BUFFALO, N.Y. -- Persons with multiple sclerosis who smoke risk increasing the amount of brain tissue shrinkage, a consequence of MS, and the subsequent severity of their disease, new research conducted at the Buffalo Neuroimaging Analysis Center (BNAC) at the University at Buffalo has shown.
The results are based on magnetic resonance images (MRIs) of smokers and nonsmokers in 368 MS patients treated in UBs Jacobs Neurological Institute, the universitys Department of Neurology in its School of Medicine and Biomedical Sciences.
Results of the research were presented today (Oct. 13, 2007) at the 23rd Congress of the European Committee for the Treatment and Research in Multiple Sclerosis in Prague, Czech Republic.
Cigarette smoke has many properties that are toxic to the central nervous system, and cigarette smoking has been linked to higher susceptibility and risk of progressive multiple sclerosis, said Robert Zivadinov, M.D., Ph.D., UB professor of neurology, director of the BNAC and first author on the study.
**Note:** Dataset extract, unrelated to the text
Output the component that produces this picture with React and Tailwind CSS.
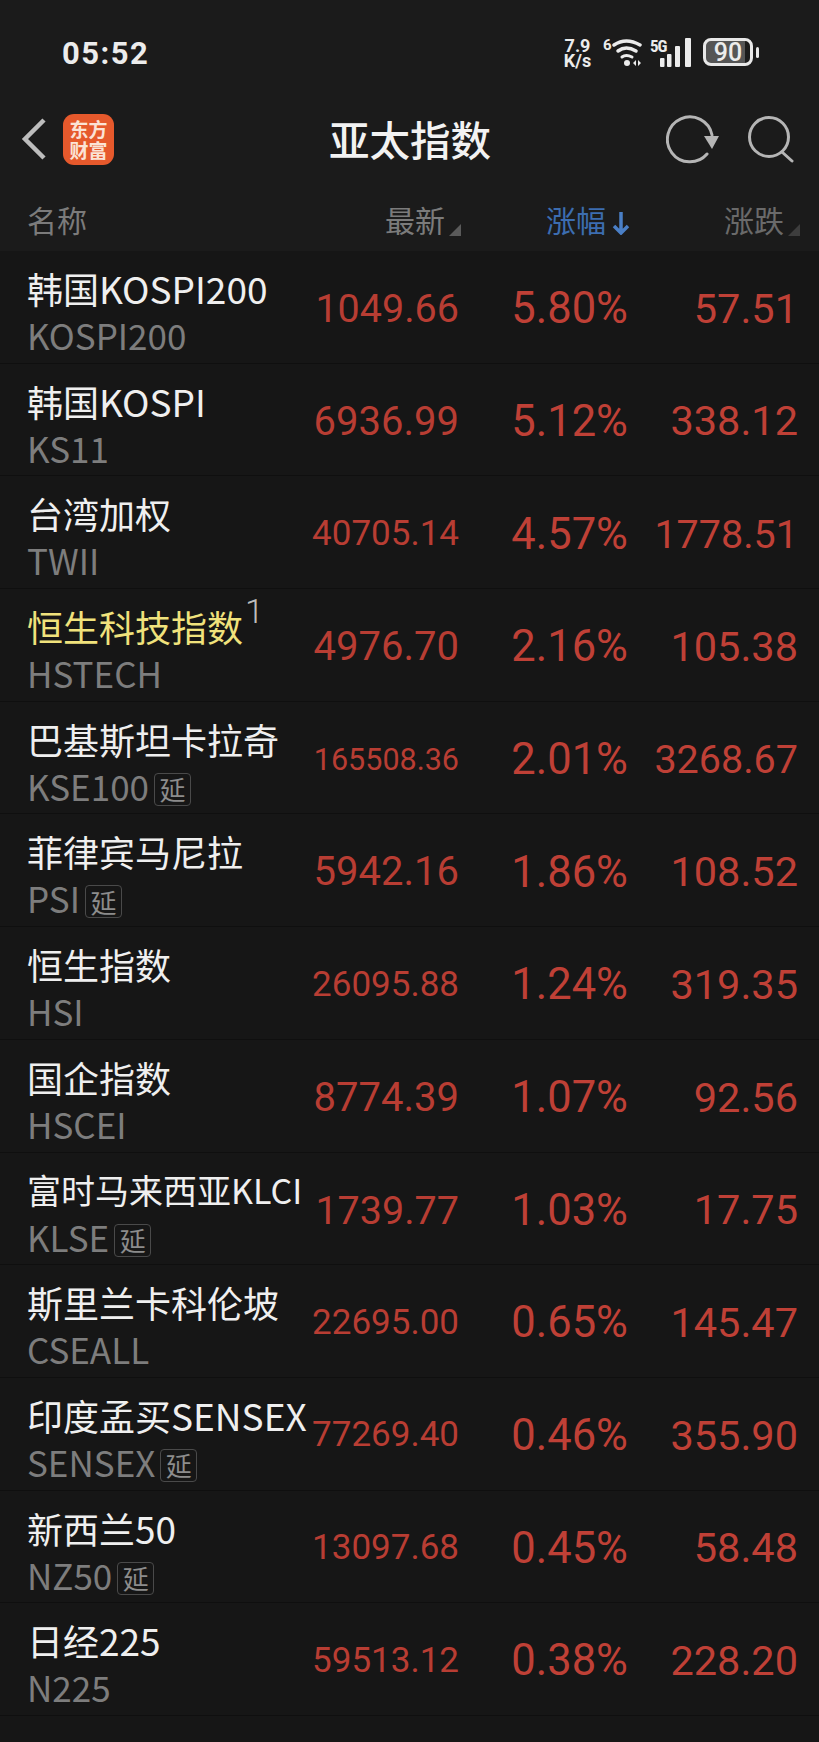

Interactions between cigarette smoking and genetic and immunologic factors may point to mechanisms in disease pathogenesis. No previous studies have investigated differences in MRI characteristics between MS cigarette smokers and MS nonsmokers, he said.
The study included patients from the three most common forms of MS: 253 had relapsing-remitting MS -- acute attacks with full or partial recovery; nine had primary-progressive MS -- steady worsening from onset; and 90 had secondary-progressive MS, characterized by occasional attacks and sustained progression. Another 16 participants had experienced their first MS onset.
Patients ranged in age from 35-55 years, and had been living with MS for an average of 13 years. The Expanded Disability Status Scale (EDSS), an average number derived from measures of various functions of the central nervous system based on scales ranging from 0 to 10, was 3.1. The higher the number, the greater the disability.
Within the study cohort, 128 had a history of smoking: 96 were active smokers who had smoked more than 10 cigarettes-per-day in the three months prior to the study start, and 32 were former
smokers who had smoked cumulatively for at least 6 months sometime in the past. The remaining 240 participants had no active smoking exposure.
The average smoking duration was 17.6 years and the average number of cigarettes smoked per day was 17. There were no significant differences between smokers and nonsmokers based on age, disease duration, disease course and total lifetime use of disease-modifying drugs.
Analysis and comparison of the MRIs from smokers and nonsmokers showed that the smokers had significantly higher disability scores and lower brain volume than the nonsmokers. There also was a significant relationship between a higher number of packs-per-day smoked and lower volume of the neocortex, the portion of the cerebral cortex that serves as the center of higher mental functions for humans.
There were no significant differences in any of the clinical findings between active and former smokers.
Smoking appears to influence the severity of MS and to accelerate brain atrophy and the disruption of the blood-brain barrier in MS patients, said Zivadinov. MS patients should be counseled to stop smoking, or at least to cut down so they can preserve as much brain function as possible.
Additional researchers on the study, all from the BNAC or the JNI, were Milena Stosic, M.D., Nadir Abdelrahman, M.D., Barbara E. Teter, Ph.D., Frederick E. Munschauer, M.D., Sara Hussein, Jackie Durfee, Michael G. Dwyer, Jennifer L. Cox, Ph.D., Nima Hani, Fernando Nussenbaum and Bianca Weinstock-Guttman, M.D.